Day 408…
Life can be messy. Or so the electronic billboards above the interstate in Rhode Island say, anyway. It follows with something about not littering along the highway, but I didn’t catch exactly what as I was driving.
Michael and I are back up in Provincetown on Cape Cod for a few days. It’s still cold up here and many places are either not open at all or just open on the weekends. It feels like the entire place got up early to pee but is going back to bed for an hour or two.
The cat figured out we were leaving when the suitcase got dragged up from the basement and he immediately gave Michael the cold shoulder. The second our friend who’s staying with him shows up, though, he will forget all about us. Like having a substitute teacher for a few days, the cat often gets away with murder with a sitter who isn’t strong enough to withstand his pathetic plaintive wails and hollow starvation-filled stares. Enjoy it while you can, cat.
Another piece about Scott Rudin has been published. In it many different assistants described what life was like working with him. The constant physical, verbal and emotional abuse that seems to have been heaped upon these people by him seems truly horrific. I feel for them all, but I can’t say that it is all completely foreign to me.

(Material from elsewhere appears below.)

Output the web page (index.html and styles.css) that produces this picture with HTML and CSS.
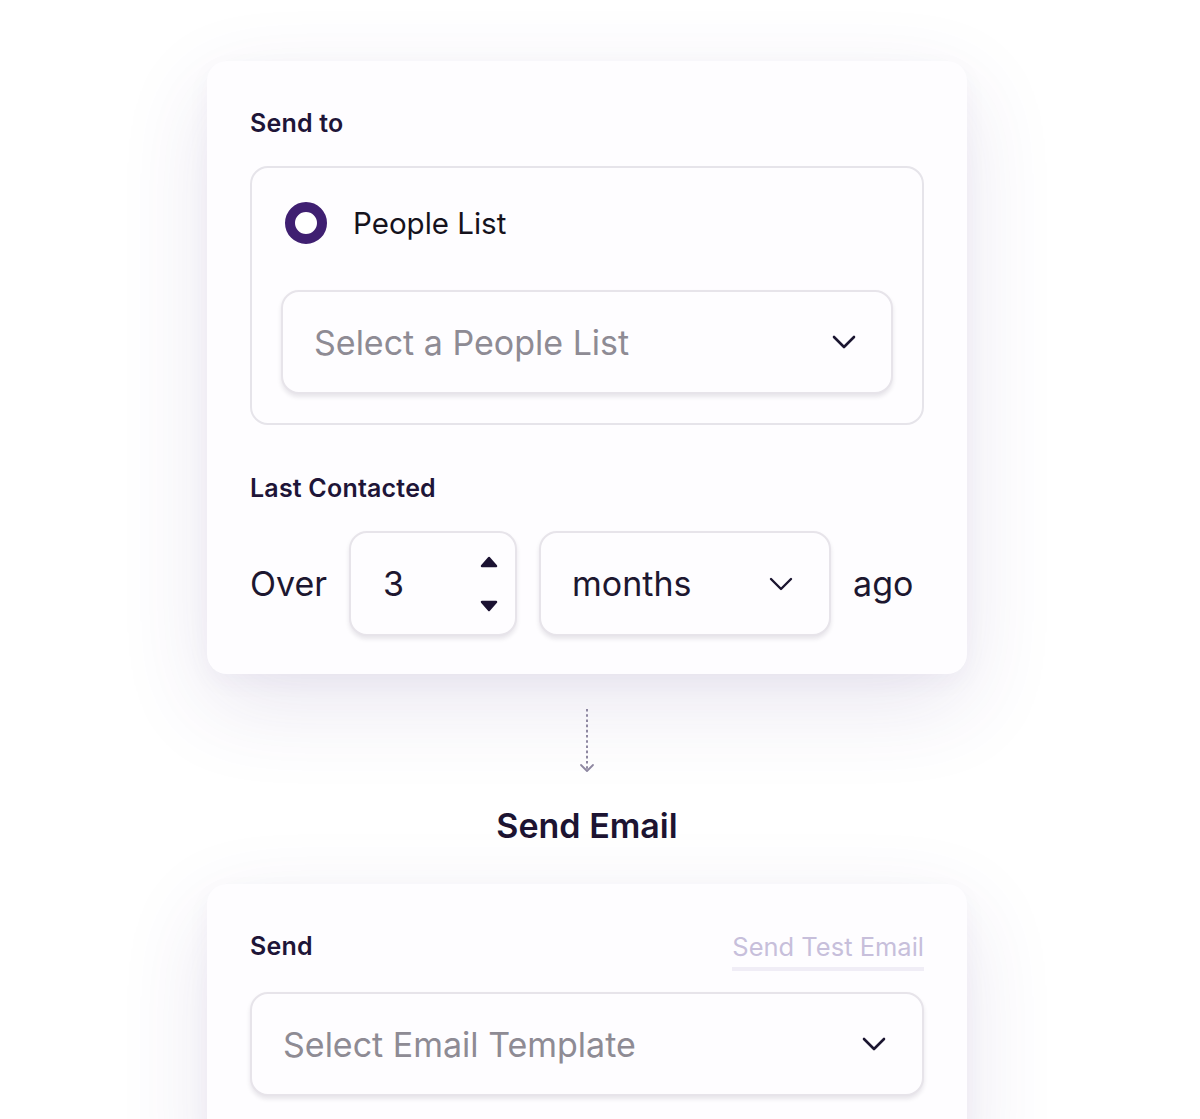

As we were driving up and I was looking at the ‘Life can be messy’ signs every few miles or so, I couldn’t help but think back on a lot of my own work experiences. Variations, albeit to a far lesser degree, for the most part, than what Scott Rudin’s assistants have described happening to them have happened to me and to people around me ever since I started working. If I took all of the people off my resume who have never behaved badly at one time or another, I would have a pretty spare resume indeed.
Certainly, there are people I’ve worked with who were lovely, gentle and gracious but unfortunately not as many as there should be. “the rest of these guys,” as someone says in Jersey Boys, “very dramatic.” Of all of them, though, there are only two that I cannot imagine ever working for again.
One Producer I worked for didn’t trust the fact that I didn’t yell at the cast. They felt that I couldn’t be an effective leader without yelling at them every so often. Unless I berated them, they wouldn’t have any respect for me. I asked this producer if there was anything that wasn’t getting done or anything in the show itself that they were unhappy with. Just yell more, is what I was told.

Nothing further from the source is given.